Un devoir, c'est comme une obligation, c'est vrai que je me force un peu, parce qu'inévitablement je sais que ces visites vont prendre fin un jour.
Je vais la voir pour l'écouter. Dès que quelqu'un passe sa porte, sa langue se délie, la solitude brisée, c'est une irrépressible logorrhée. Ce n'est pas un dialogue, c'est vrai qu'elle est un peu sourde, elle est si pressée de raconter et de re-raconter qu'elle écoute peu ce qu'elle n'entend pas. Elle raconte tout à partir de ses 14 ans, lorsque, certificat d'étude en poche, elle alla travailler dans un atelier de confection, c'était là le vrai début de sa vie. De 14 ans jusqu'en 1995, date du décès de son grand amour. Elle n'a plus de souvenir au-delà, vivre sans Lui n'est que lui survivre.
Et hier une phrase :
" - on habitait Buchenwald "
Perplexité. Se pouvait-il que, bercée par le ronronnement répétitif de sa voix, je me sois endormie à ce point ? Je sais qu'elle passait clandestinement en Belgique, ramenait quelques morceaux de d'étoffes et de chocolat, je sais qu'elle allait en train en Normandie, chercher du beurre et autres produits fermiers mais ce n'était qu'une enfant, pas une résistante, pas juive, pas communiste, pas noire, comment pouvait-elle se retrouver à Buchenwald, j'ai vraiment du dormir, ou mal comprendre....

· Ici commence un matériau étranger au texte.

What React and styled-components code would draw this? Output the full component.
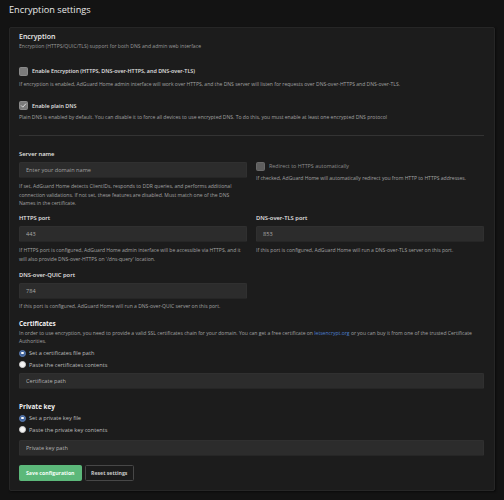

Devant mon visage perplexe, elle m'explique :
" C'était un ancien camp de prisonnier, on appelait ça Buchenwald, on habitait dans les anciennes baraques..."
J'ai fait des recherches, aucune trace de ce surnom local. Le commandement allemand avait ordonné la construction du camp de Méricourt sous Lens et interné un millier de prisonniers russes, employés dans les mines voisines.
D'où vient ce surnom de Buchenwald ? Est-ce ironie ou empathie ?
Qui peut savoir vraiment ce qu'est la guerre sans la vivre ? Qui peut juger ?
On trébuche sur les mots, s'indigne à raison d'un "détail" mais on ne peut décimer les dictionnaires parce que des tortionnaires ont souillé le vocabulaire.
Il n'y avait plus de logements, après les bombardements, toute baraque debout était un palace, alors oui, les civils ont investi ces lieux de douleur et les cris des enfants couvraient le souvenir des râles soviétiques. Ce nom de Buchenwald, je le prends comme un hommage, un refus de l'oubli malgré la transformation des lieux.
Il nous reste tant à apprendre, il nous reste tant à comprendre, et les vieux s'en vont.
Encore des mots, toujours des mots Les mêmes mots... Rien que des mots Des mots faciles des mots fragiles ...
Bien sûr il y a nos défaites Et puis la mort qui est tout au bout Nos corps inclinent déjà la tête Étonnés d'être encore debout Bien sûr les femmes infidèles Et les oiseaux assassinés Bien sûr nos coeurs perdent leurs ailes Mais mais voir un ami pleurer!
(Jacques Brel )
Mon grand-père était déjà malade, il était encore debout mais sa voix était déjà partie.
Ma grand-mère raccompagnait quelqu'un à la porte, mon père -je crois- a glissé quelques mots à l'oreille du sien.
Je ne sais plus bien, j'étais sur le canapé, je passais le temps quand il s'est suspendu, le temps, à cet instant où j'ai vu mon grand-père pleurer.
Comment un homme comme lui pouvait pleurer ?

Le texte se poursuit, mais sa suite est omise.